In recent months, the administration has recruited thousands of new immigration agents, many without proper vetting and questionable qualifications. At the same time, the government has been dismantling the offices tasked with investigating deaths and civil rights abuses within immigration agencies.

Following public outrage over Good’s and Pretti’s killings in Minneapolis, and massive nationwide protests against the Trump administration’s militarized immigration raids in cities across the US, Trump signaled a shift in tactics. He demoted Gregory Bovino – the bombastic border patrol official who led armed and masked bands of agents through cities with a film crew in tow – and fired his homeland security secretary, Kristi Noem. Tricia McLaughlin, the top DHS spokesperson who had become notorious for her blatantly false press statements, also left her role.

The DHS promised to equip all its agents with body cameras. But that has not been fully implemented, and the officers who apprehended Salgado Araujo and Durán Guerrero were not wearing cameras. After Durán Guerrero’s killing, the administration instructed federal immigration to pause pulling over vehicles – and almost immediately afterwards the president overturned that pause.

Many of the immigration arrests in recent months have been conducted by police, sheriffs and members of other state and local law enforcement agencies deputized by the federal government to conduct immigration sweeps. In many locales, it has become unclear to bystanders whether drivers are being pulled over due to a genuine traffic violation, or because an officer was interested in checking their immigration status.

While it has become less common to see roving caravans of immigration officers in masks, the administration has not slowed its mass-deportation campaign. Officers are still detaining immigrants at workplaces, at routine check-in appointments, outside their homes or during traffic stops.

The arrests are happening routinely – in most cases before neighbors and bystanders realize what is going on. “It’s just happening so quickly. So people can’t get there to observe, record and report what they saw,” said Gracie Willis, an attorney with the National Immigration Project. “And often all that’s left is an empty car sitting there.”

A makeshift memorial for Joan Sebastián Durán Guerrero on 14 July 2026 in Biddeford, Maine. Photograph: Ryan Murphy/Getty Images

ICE agents are targeting immigrants not only in big cities, but also in smaller cities and towns all across the US. In Iowa, advocates noticed a surge in targeted arrests at people’s residences – among those detained were a delivery service driver from Turkey and a Fijian national who had come to the US on a student visa. This month in Wisconsin, advocates noticed a surge of arrests in suburban neighborhoods – agents trailed and stopped immigrants, including those with work permits and legal status, who were driving in Milwaukee and suburban Greenfield.

The New York Times reported earlier this month that immigration officials had detained more than 10,000 people in the last five days of June.
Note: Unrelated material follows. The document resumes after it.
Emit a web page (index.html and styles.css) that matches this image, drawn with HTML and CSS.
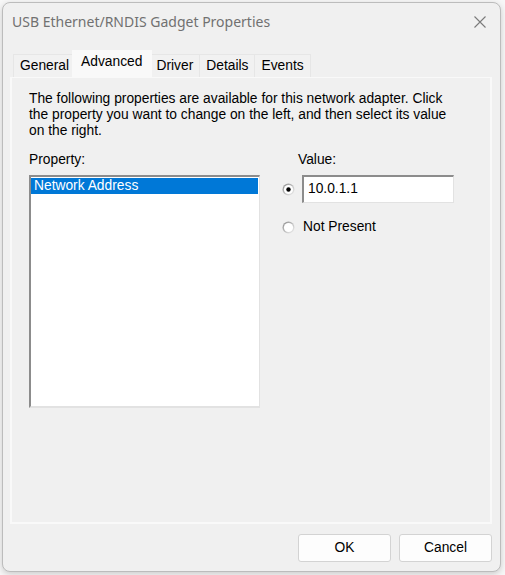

In the aftermath of the killings this week, ICE released statements emphasizing that the agency was arresting the “worst of the worst” including “murderers, pedophiles, violent assailants and drug traffickers”. However, data analyzed by the Guardian and others show that the vast majority of people that ICE has arrested had no criminal convictions.

Immigration attorneys and advocates are bracing for even more arrests to come. A recent supreme court ruling allowing the administration to revoke a designation known as temporary protected status from Haitian and Syrian immigrants will strip legal status from about 1.3 million people. Those who aren’t able to quickly find some other legal pathway to residency in the US could be immediately arrested and deported.

In Houston, residents said they would continue to push back against ICE – and protect their families and their neighbors, whose lives are on the line.

“We have to stop mincing words … ICE is a domestic terrorist organization,” said Jasmine Khadem Gonzalez, the immigrant rights organizer. “They are killing our fathers on the streets in cold blood all across this country.”